La pénurie d’hébergements pour les migrants contraint les autorités néerlandaises à ouvrir les établissements pénitentiaires laissés à l’abandon.

Des Syriens, des Afghans, quelques Libyens, deux ou trois Algériens, un Marocain : tous sont demandeurs d’asile aux Pays-Bas. Et profitent de la liberté que leur offre le royaume… en prison. Confrontées à des difficultés pour accueillir les réfugiés, les autorités néerlandaises ont décidé de loger un bon nombre d’entre eux dans des établissements pénitentiaires à l’abandon, parfois promis à la démolition. Sirattulah, Fadi, Amina et quelques centaines de leurs compatriotes habitent ainsi d’anciennes cellules de la prison De Koepel, à Haarlem, dont les portes sont désormais grandes ouvertes.
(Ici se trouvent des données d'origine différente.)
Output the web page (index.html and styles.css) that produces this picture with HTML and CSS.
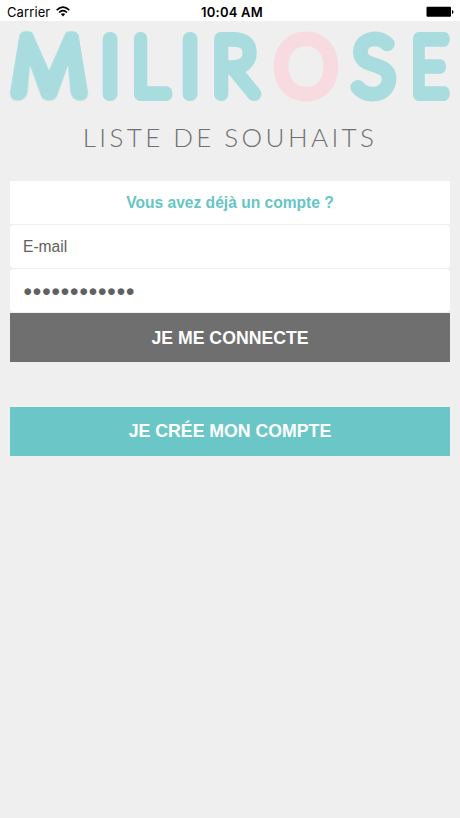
FILE: index.html
```html
<!DOCTYPE html>
<html lang="fr">
<head>
<meta charset="utf-8">
<meta name="viewport" content="width=device-width, initial-scale=1">
<title>Milirose</title>
<link rel="stylesheet" href="styles.css">
</head>
<body>
<header class="status">
  <div class="carrier"><span>Carrier</span>
    <svg class="wifi" width="14" height="11" viewBox="0 0 14 11"><g fill="none" stroke="#000" stroke-width="1.7"><path d="M.7 4.1Q7-1.9 13.3 4.1"/><path d="M3 6.5Q7 2.8 11 6.5"/></g><path d="M4.8 8.1Q7 6.3 9.2 8.1L7 10.4Z"/></svg>
  </div>
  <time class="clock">10:04 AM</time>
  <svg class="battery" width="28" height="12" viewBox="0 0 28 12"><rect x=".5" y=".8" width="24.5" height="10" rx="1"/><path d="M26 4Q27.5 4.5 27.5 6Q27.5 7.5 26 8Z"/></svg>
</header>
<main>
  <h1 class="brand">
    <svg class="wordmark initial" width="98" height="90" viewBox="0 0 98 90">
      <text class="letters" text-anchor="middle" transform="translate(49 71) scale(1.23 1)">M</text>
    </svg>
    <svg class="wordmark" width="362" height="90" viewBox="98 0 362 90">
      <g class="letters">
        <text transform="translate(100.6 72.7)">I</text>
        <text transform="translate(132.1 72.7) scale(.9 1)">L</text>
        <text transform="translate(180.6 72.7)">I</text>
        <text transform="translate(212 72.7) scale(.96 1)">R</text>
        <text class="rose" transform="translate(275.2 72.7)">O</text>
        <text transform="translate(353 72.7)">S</text>
        <text transform="translate(411.2 72.7) scale(.8 1)">E</text>
      </g>
    </svg>
  </h1>
  <p class="tagline">LISTE DE SOUHAITS</p>
  <form class="login">
    <h2 class="prompt">Vous avez déjà un compte ?</h2>
    <input class="field" type="text" placeholder="E-mail" aria-label="E-mail">
    <div class="field password">●●●●●●●●●●●●</div>
    <button class="button connect" type="button">JE ME CONNECTE</button>
    <button class="button create" type="button">JE CRÉE MON COMPTE</button>
  </form>
</main>
</body>
</html>
```
FILE: styles.css
```css
* { box-sizing: border-box; }
body { margin: 0; min-height: 818px; background: #efefef; font-family: "Liberation Sans", Arial, sans-serif; }
.status { display: grid; grid-template-columns: 1fr auto 1fr; align-items: center; height: 21px; padding: 3px 6px 0 7px; background: #fff; color: #000; font: 13px/18px Inter, sans-serif; }
.carrier { display: flex; align-items: center; gap: 6px; letter-spacing: .1px; }
.wifi { margin-top: -2px; }
.clock { padding-left: 3px; font-weight: 600; letter-spacing: .2px; }
.battery { justify-self: end; }
.brand { display: flex; margin: 0; height: 90px; }
.wordmark { display: block; flex: none; overflow: visible; }
.letters { font: 100 78.5px Lato, sans-serif; fill: #a8dcde; stroke: #a8dcde; stroke-width: 13.8px; stroke-linejoin: round; stroke-linecap: round; }
/* The M tapers towards the top so that its legs splay outwards. */
.initial { transform-origin: 49px 71px; transform: matrix3d(1, 0, 0, 0, 0, 1.33, 0, -0.0056, 0, 0, 1, 0, 0, 0, 0, 1); }
.initial .letters { font: 100 76px Inter, sans-serif; stroke-width: 12.5px; }
.rose { fill: #f8dbe0; stroke: #f8dbe0; }
.tagline { margin: 10px 0 0; height: 32px; text-align: center; font: 300 26px/32px Lato, sans-serif; letter-spacing: 3.4px; word-spacing: -1px; color: #707070; }
.login { display: flex; flex-direction: column; margin: 28px 10px 0; }
.prompt { margin: 0 0 1px; height: 43px; background: #fff; color: #66c5c5; text-align: center; font: bold 15.6px/44px "Liberation Sans", Arial, sans-serif; }
.field { width: 100%; height: 43px; margin-bottom: 1px; padding: 0 13px; border: 0; border-radius: 4px; background: #fff; color: #606060; font: 15.6px/43px "Liberation Sans", Arial, sans-serif; }
.field::placeholder { color: #606060; opacity: 1; }
.password { line-height: 44px; letter-spacing: -.1px; }
.button { height: 49px; padding: 1px 0 0; border: 0; color: #fff; font: bold 17.7px/48px "Liberation Sans", Arial, sans-serif; }
.connect { background: #6f6f6f; }
.create { margin-top: 44.6px; padding: 0; background: #6bc7c7; }
```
Un couple de réfugiés afghans dans leur chambre-cellule de la prison de Koepel, à Haarlem.

L’un sirote un café devant sa chambre-cachot, les pieds posés sur la rambarde ; l’autre épile les sourcils de sa compagne. Un troisième observe, depuis sa fenêtre, sa sœur en train d’apprendre à monter à vélo, aidée par une bénévole d’un groupe de soutien local. Dans la grande cour, des jeunes gens de toutes nationalités devisent dans un anglais approximatif.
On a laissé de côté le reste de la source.